Check each line of the material below, and copy it if it holds the string "with".

### Front-end source files:
* begin *

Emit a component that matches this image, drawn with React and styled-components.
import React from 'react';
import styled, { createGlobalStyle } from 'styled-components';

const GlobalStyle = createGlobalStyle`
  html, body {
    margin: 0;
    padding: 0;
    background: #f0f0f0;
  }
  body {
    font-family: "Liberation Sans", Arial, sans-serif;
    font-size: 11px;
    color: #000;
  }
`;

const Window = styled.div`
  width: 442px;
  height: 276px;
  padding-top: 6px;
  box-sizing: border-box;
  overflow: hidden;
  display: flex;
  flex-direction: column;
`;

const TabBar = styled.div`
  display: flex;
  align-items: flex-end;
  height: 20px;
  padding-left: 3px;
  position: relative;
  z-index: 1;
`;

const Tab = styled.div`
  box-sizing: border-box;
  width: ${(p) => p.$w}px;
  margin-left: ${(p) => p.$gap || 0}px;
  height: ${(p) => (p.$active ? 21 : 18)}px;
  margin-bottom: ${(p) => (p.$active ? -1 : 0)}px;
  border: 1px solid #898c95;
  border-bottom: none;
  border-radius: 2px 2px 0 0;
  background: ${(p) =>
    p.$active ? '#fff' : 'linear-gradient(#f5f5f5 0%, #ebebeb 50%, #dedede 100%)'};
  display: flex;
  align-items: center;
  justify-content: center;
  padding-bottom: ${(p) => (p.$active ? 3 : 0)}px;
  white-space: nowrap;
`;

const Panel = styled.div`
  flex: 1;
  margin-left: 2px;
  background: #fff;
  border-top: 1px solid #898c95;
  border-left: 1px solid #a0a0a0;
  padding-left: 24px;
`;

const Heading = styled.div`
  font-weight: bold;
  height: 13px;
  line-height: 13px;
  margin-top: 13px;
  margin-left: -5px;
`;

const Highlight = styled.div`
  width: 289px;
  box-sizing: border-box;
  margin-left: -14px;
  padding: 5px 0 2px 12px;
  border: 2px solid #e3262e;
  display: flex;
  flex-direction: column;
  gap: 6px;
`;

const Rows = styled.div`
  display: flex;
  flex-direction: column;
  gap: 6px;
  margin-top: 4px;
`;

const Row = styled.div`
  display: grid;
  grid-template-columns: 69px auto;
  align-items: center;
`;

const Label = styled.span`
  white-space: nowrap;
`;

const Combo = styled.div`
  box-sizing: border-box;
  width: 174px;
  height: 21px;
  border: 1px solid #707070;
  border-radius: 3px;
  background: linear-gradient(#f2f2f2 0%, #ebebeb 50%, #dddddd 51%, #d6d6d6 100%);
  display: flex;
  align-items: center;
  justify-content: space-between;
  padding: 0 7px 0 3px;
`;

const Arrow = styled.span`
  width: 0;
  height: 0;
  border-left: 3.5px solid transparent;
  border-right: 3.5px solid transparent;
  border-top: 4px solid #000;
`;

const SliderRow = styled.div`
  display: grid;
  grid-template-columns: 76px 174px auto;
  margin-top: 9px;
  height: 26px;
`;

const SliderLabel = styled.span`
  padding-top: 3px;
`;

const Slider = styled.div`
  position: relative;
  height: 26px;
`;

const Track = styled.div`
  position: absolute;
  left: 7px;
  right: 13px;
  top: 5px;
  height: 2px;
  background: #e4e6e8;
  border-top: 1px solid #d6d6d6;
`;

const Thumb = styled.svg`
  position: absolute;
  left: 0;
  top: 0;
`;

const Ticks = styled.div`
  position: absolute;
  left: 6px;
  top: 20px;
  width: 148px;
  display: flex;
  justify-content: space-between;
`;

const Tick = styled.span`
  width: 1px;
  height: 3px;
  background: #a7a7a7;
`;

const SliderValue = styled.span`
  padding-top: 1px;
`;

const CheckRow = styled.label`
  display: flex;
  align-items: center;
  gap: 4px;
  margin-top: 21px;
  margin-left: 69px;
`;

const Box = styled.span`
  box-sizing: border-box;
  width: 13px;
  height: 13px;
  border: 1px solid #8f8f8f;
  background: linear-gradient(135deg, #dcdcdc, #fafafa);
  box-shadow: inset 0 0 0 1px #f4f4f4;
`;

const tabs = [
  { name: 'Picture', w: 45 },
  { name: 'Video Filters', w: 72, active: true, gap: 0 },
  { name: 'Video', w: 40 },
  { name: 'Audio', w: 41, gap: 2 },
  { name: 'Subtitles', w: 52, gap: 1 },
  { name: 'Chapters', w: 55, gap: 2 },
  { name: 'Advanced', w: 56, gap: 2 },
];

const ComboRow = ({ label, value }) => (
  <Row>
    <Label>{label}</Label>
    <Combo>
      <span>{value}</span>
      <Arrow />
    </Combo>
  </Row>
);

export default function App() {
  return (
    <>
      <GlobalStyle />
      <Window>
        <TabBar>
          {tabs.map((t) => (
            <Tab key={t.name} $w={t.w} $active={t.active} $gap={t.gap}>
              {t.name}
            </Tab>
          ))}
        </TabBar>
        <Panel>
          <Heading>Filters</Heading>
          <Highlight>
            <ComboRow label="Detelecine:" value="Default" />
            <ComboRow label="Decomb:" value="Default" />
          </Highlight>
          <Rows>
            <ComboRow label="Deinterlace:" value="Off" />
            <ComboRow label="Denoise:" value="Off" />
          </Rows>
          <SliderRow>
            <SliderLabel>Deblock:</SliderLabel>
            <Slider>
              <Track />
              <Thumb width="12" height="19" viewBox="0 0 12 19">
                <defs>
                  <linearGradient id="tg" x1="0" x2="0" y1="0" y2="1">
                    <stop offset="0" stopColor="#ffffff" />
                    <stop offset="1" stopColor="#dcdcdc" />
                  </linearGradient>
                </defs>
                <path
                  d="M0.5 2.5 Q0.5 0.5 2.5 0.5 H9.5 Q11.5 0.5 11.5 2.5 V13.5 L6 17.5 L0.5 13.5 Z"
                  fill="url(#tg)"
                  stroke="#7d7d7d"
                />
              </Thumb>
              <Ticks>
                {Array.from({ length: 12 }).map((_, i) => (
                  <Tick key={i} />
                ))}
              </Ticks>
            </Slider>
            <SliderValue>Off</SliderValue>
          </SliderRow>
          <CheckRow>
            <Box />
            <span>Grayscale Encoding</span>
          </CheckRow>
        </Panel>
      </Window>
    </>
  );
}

* end *
* begin *

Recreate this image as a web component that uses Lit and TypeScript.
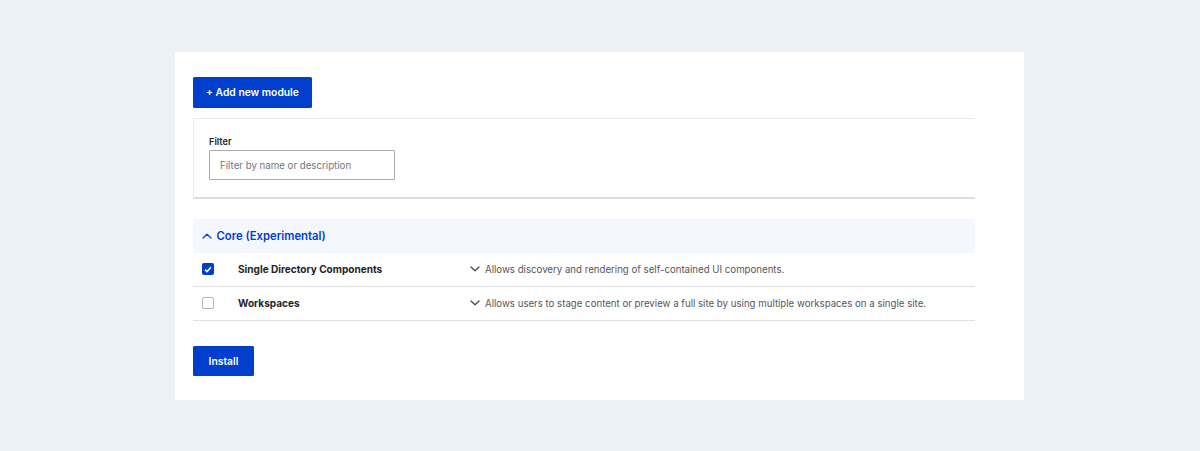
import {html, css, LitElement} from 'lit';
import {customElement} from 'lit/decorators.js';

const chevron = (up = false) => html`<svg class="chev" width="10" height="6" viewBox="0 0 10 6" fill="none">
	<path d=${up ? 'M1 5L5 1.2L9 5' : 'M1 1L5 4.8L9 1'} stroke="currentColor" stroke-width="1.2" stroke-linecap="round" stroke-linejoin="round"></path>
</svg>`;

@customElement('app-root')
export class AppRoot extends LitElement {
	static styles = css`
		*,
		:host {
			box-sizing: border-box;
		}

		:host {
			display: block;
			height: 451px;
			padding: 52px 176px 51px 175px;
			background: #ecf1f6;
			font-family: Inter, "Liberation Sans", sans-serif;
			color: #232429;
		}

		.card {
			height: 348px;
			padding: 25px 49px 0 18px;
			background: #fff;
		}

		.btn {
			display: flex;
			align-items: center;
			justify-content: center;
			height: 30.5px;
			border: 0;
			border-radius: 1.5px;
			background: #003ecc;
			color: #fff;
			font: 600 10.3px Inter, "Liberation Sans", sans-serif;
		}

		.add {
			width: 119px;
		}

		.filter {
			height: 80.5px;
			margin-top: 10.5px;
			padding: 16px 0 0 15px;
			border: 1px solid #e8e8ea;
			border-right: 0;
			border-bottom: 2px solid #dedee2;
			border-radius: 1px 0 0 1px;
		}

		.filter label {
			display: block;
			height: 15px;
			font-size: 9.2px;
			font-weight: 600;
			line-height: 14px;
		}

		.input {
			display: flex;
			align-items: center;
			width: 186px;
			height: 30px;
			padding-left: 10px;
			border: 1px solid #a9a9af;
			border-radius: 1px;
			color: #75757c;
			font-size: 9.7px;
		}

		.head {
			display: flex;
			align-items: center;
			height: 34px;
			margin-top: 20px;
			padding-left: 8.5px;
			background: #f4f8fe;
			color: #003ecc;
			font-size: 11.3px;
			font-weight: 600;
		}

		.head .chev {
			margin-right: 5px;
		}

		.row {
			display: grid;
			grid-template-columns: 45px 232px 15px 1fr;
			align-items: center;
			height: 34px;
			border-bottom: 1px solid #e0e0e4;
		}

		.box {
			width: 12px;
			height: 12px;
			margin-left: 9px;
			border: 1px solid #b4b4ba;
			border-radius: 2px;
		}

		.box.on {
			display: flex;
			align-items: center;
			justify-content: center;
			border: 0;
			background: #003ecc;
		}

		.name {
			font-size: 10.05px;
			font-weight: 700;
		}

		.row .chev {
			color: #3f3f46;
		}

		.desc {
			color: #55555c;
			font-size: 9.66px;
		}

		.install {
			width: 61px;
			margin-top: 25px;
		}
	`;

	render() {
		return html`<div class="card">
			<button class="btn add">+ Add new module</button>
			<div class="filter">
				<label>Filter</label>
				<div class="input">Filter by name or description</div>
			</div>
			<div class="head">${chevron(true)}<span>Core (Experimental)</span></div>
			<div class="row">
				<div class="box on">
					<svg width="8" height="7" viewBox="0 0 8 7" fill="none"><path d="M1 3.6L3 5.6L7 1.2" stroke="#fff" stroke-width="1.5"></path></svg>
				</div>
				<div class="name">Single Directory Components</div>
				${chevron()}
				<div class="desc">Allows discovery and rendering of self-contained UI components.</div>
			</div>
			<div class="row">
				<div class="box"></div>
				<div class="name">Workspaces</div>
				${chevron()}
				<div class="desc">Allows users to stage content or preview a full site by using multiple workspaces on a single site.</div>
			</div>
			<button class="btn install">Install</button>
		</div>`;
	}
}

* end *
* begin *

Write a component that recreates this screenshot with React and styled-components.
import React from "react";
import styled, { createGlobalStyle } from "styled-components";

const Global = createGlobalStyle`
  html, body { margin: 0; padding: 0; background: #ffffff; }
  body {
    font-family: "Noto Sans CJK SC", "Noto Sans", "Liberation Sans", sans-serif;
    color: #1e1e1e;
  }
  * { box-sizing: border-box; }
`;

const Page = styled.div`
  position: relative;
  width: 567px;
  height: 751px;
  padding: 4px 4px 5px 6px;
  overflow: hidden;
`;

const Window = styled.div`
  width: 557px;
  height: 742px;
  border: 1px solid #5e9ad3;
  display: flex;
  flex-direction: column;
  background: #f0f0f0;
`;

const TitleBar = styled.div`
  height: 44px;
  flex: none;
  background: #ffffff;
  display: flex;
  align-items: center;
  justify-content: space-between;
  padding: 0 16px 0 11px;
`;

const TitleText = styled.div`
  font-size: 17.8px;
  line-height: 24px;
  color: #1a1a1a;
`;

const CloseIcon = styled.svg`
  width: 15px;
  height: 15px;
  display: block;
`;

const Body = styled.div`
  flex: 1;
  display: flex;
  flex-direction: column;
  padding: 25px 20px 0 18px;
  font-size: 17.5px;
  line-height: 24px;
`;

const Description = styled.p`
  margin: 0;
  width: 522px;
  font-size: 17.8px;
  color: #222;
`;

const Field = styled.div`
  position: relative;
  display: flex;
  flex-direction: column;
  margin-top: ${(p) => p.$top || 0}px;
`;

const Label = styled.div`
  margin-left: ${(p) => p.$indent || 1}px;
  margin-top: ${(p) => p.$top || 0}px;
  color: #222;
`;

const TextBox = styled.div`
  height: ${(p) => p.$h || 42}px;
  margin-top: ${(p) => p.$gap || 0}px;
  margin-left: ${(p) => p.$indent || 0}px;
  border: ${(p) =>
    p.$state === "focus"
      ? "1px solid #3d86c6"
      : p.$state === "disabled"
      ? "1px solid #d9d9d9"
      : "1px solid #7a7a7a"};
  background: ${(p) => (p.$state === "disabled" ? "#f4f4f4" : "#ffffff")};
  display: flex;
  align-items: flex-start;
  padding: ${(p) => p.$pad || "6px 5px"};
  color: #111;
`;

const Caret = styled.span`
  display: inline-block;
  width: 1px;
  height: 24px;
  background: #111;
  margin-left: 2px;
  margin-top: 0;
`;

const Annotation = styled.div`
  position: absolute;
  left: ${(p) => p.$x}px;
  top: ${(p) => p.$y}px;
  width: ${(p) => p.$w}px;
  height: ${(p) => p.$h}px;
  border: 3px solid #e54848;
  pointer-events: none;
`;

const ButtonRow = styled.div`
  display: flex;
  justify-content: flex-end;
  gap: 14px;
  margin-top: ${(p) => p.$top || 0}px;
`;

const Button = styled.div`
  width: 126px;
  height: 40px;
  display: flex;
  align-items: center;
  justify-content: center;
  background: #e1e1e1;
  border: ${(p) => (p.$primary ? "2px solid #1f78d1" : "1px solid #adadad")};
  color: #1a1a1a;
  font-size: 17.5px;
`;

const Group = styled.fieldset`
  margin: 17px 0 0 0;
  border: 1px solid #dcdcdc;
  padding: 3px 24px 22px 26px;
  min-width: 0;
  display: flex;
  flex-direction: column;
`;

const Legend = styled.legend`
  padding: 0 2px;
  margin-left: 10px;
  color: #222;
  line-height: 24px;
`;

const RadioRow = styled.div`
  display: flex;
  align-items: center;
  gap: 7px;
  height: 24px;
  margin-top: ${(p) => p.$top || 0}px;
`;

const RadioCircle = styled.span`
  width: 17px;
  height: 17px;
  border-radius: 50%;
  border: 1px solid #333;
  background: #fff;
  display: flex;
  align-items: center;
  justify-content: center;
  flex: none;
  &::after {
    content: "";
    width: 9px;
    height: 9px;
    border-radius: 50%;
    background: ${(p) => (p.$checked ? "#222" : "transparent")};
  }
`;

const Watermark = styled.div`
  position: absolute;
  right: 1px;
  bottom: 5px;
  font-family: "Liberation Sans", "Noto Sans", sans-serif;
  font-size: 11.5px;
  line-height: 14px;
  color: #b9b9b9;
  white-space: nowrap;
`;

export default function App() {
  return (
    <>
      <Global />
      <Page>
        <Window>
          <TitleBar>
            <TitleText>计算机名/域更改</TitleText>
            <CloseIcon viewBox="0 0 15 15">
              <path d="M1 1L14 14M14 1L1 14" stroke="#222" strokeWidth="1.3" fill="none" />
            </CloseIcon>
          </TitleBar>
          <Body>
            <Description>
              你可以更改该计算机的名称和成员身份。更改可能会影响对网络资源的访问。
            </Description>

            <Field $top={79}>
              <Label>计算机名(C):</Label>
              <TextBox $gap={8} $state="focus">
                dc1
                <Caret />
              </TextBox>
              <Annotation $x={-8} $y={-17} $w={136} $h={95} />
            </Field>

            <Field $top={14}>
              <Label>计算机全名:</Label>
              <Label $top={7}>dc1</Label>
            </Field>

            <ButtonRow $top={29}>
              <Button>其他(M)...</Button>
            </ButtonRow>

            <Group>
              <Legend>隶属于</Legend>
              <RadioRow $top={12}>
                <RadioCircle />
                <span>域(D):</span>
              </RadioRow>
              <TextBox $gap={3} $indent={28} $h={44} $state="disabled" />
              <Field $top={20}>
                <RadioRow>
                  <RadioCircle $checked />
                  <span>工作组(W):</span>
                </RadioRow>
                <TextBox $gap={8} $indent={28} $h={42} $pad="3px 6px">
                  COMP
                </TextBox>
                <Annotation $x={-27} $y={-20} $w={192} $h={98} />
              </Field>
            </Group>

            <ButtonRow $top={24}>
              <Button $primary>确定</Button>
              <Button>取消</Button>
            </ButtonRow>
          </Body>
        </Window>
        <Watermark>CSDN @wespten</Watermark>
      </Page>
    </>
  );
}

* end *

### Solution below:
Emit a component that matches this image, drawn with React and styled-components.
Write a component that recreates this screenshot with React and styled-components.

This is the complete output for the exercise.